A /*San Francisco Chronicle*/ analysis of the entire salary database found the state paid out more than a $1 billion in overtime, with about 100 workers earning six-figures in overtime alone.

"We're short of workers. If you hire more workers, then you expand government. We have a budget crisis. So you don't want to do that. But we're going to work on that and make sure to rein those costs in," said Gov.
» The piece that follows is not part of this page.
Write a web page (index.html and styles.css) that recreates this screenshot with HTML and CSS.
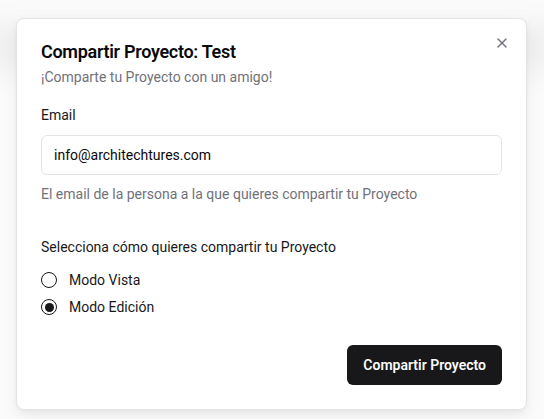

Schwarzenegger.

But the largest union of state workers who rallied for a raise today says the overtime shows they are over-worked.

"That points to my mind mismanagement, that they have not hired enough people to get the job done," said SEIU Local 1,000 President Yvonne Walker.

Some government watchdog groups say more accountability is needed when spending taxpayer money.

"State managers need to be looking at their overtime costs and be held accountable for those," said Derek Cressman from California Common Cause.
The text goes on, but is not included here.